Samsung sued Apple claiming the maker of iPhones is infringing three patents covering data transmission over the 3G wireless spectrum. The suit was in response to Apple’s claim that Samsung stole its design ideas for computer tablets and phones. A trial scheduled to run for three months began yesterday before Federal Court Justice Annabelle Bennett.
Apple refused to pay a license fee for the technology that allows phones to conduct multiple tasks including taking calls while uploading photos to the Internet, Samsung’s lawyer Neil Young said at the start of the trial. Apple was willing to pay and Samsung refused, the Cupertino, California-based company’s lawyer Stephen Burley said.
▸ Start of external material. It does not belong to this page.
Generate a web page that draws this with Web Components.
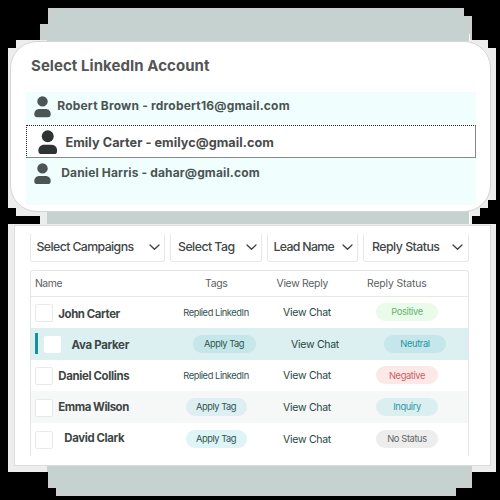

“Why on earth are these proceedings going ahead?” Bennett asked the lawyers in court yesterday. “It’s just ridiculous.” A similar dispute between any other two companies would be immediately ordered to mediation, she said.
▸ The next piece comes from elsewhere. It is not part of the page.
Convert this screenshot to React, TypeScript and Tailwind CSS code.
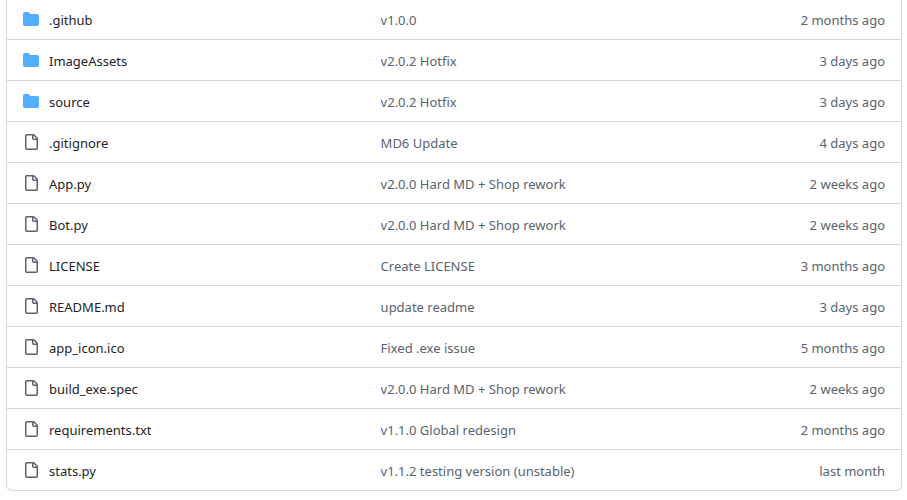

“Why shouldn’t I order the parties to mediation?” she asked. She said she would expect an answer before the end of the week.
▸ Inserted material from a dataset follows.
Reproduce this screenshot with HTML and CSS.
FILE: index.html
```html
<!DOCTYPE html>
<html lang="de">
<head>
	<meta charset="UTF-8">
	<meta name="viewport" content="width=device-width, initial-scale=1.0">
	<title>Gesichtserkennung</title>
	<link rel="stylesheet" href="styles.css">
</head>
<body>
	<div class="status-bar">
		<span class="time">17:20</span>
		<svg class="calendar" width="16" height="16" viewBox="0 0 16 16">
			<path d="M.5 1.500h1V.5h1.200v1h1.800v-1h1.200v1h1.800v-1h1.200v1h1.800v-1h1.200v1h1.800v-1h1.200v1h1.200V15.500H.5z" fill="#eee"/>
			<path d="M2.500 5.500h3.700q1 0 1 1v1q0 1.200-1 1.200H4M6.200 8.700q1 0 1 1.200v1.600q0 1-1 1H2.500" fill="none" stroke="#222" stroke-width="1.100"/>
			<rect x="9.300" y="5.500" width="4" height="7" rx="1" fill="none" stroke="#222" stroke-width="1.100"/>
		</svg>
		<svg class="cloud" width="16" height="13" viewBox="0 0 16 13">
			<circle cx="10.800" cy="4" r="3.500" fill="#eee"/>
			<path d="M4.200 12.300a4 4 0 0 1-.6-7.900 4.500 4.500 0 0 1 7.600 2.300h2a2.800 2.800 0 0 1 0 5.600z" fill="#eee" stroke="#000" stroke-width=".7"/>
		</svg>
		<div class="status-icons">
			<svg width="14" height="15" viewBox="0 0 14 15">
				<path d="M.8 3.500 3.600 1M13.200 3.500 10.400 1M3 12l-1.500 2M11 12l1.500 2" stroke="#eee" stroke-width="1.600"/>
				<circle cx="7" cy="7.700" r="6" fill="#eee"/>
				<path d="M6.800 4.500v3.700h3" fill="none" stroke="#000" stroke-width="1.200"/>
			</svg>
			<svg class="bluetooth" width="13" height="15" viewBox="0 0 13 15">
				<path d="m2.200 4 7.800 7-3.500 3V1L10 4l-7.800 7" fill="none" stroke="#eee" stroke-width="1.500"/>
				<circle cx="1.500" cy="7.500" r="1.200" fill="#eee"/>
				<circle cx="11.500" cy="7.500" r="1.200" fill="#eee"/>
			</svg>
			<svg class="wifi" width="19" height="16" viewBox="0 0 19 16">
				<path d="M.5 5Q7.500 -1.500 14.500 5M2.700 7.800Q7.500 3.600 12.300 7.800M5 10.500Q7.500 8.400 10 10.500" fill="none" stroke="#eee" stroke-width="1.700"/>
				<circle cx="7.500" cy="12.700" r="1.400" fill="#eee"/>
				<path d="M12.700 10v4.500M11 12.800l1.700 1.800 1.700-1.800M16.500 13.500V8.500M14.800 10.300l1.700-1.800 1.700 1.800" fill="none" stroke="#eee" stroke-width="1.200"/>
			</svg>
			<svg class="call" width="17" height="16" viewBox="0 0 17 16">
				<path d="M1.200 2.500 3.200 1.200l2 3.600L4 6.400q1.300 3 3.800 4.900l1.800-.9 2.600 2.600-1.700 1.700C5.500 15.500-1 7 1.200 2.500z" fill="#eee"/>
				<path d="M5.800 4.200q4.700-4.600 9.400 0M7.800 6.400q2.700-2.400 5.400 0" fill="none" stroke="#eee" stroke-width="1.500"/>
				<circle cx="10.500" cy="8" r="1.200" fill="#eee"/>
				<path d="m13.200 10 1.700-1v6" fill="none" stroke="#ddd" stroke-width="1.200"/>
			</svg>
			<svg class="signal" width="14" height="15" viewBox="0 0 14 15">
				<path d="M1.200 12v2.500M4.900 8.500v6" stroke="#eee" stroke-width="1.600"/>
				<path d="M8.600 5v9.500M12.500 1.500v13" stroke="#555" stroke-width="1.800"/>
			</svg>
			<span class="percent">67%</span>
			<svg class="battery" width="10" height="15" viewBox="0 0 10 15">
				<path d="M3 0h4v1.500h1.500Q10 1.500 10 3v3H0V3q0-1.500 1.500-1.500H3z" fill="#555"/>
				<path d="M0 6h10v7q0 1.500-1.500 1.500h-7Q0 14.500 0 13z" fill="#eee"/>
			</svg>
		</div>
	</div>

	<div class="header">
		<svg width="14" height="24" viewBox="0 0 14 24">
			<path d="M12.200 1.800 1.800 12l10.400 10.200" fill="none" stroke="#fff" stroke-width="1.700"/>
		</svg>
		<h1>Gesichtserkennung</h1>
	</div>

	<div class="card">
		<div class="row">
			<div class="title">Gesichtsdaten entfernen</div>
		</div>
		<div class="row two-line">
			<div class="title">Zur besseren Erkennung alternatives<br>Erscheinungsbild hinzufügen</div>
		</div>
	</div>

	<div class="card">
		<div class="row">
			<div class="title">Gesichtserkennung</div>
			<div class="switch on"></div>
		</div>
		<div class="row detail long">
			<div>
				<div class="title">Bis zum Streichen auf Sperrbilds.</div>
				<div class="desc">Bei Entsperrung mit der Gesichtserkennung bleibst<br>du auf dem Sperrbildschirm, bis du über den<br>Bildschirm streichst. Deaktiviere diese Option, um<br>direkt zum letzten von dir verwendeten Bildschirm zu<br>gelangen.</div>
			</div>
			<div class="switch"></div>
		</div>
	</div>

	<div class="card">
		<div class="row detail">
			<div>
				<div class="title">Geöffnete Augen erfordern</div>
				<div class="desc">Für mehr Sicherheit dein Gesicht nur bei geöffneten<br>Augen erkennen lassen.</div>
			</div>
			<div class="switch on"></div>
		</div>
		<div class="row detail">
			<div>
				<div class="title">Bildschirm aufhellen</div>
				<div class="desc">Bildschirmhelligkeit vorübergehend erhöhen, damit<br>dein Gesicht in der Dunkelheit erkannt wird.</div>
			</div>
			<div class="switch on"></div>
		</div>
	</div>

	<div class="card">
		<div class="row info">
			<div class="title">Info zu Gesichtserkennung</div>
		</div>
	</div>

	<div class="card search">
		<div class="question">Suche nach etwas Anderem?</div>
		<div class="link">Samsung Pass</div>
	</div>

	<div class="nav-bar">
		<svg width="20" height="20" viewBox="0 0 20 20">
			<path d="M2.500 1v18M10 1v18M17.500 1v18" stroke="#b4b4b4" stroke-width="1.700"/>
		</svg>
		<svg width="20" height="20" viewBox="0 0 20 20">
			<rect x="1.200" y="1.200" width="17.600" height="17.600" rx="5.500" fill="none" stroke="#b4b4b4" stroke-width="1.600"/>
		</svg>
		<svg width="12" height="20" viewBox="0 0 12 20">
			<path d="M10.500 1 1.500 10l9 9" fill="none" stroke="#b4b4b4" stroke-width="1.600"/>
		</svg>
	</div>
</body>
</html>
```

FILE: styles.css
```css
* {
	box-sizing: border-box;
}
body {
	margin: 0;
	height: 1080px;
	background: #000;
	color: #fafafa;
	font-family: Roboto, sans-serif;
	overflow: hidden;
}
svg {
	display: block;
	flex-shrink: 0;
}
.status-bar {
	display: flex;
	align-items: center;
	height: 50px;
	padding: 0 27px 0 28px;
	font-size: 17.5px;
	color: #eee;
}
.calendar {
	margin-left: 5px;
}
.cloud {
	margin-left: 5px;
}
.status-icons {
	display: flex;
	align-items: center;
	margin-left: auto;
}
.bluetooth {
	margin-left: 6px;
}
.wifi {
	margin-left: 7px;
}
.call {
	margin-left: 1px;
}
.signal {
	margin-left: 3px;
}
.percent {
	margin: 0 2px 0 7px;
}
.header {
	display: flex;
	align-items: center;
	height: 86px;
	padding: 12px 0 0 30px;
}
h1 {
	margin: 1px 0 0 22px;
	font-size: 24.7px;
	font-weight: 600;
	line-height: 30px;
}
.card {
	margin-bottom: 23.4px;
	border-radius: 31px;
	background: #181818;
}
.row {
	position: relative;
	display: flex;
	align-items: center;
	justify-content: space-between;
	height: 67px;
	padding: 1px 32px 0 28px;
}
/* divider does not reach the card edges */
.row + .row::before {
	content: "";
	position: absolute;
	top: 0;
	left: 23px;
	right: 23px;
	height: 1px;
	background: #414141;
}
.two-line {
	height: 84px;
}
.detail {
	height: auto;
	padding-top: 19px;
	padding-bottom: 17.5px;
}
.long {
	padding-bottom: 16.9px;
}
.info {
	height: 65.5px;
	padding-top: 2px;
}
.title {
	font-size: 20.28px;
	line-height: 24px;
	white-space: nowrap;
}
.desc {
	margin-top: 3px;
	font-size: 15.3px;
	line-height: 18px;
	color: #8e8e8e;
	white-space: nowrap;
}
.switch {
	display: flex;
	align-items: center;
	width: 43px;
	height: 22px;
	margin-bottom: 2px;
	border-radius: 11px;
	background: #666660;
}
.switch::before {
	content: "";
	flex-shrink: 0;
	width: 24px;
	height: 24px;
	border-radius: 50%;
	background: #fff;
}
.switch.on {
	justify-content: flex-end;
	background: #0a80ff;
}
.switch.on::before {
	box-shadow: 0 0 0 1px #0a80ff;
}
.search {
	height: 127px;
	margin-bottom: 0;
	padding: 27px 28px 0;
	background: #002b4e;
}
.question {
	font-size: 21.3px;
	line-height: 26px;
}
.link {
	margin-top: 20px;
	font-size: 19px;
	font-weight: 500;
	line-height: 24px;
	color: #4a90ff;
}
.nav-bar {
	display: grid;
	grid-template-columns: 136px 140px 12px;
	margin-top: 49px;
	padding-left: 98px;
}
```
The Australian trial is part of a global dispute between the two companies and a prelude to proceedings in the U.S. and U.K.
Samsung, the biggest maker of smartphones, and Apple, the largest seller of tablet computers, are fighting for an increased share of a handset market that Bloomberg Industries said was worth $312 billion last year. Apple has won a ban on the sale of Samsung’s Galaxy 10.1 tablet in the U.S. and failed to win a ban in the U.K., pending patent infringement trials in those countries.
“Both companies are fighting every single battle, no matter how small, with great intensity,” John Swinson, a partner specializing in intellectual property at King & Wood Mallesons in Brisbane, said in a phone interview.
Whatever the outcome of the trial, the losing side will probably appeal, Swinson said.
“You could say, they’re working out the issues for the appeal court.”
The Australian case may be a rehearsal for the trials in bigger markets, Swinson said.
The case is Apple Inc. v. Samsung Electronics Co. NSD1243/2011, Federal Court of Australia (Sydney).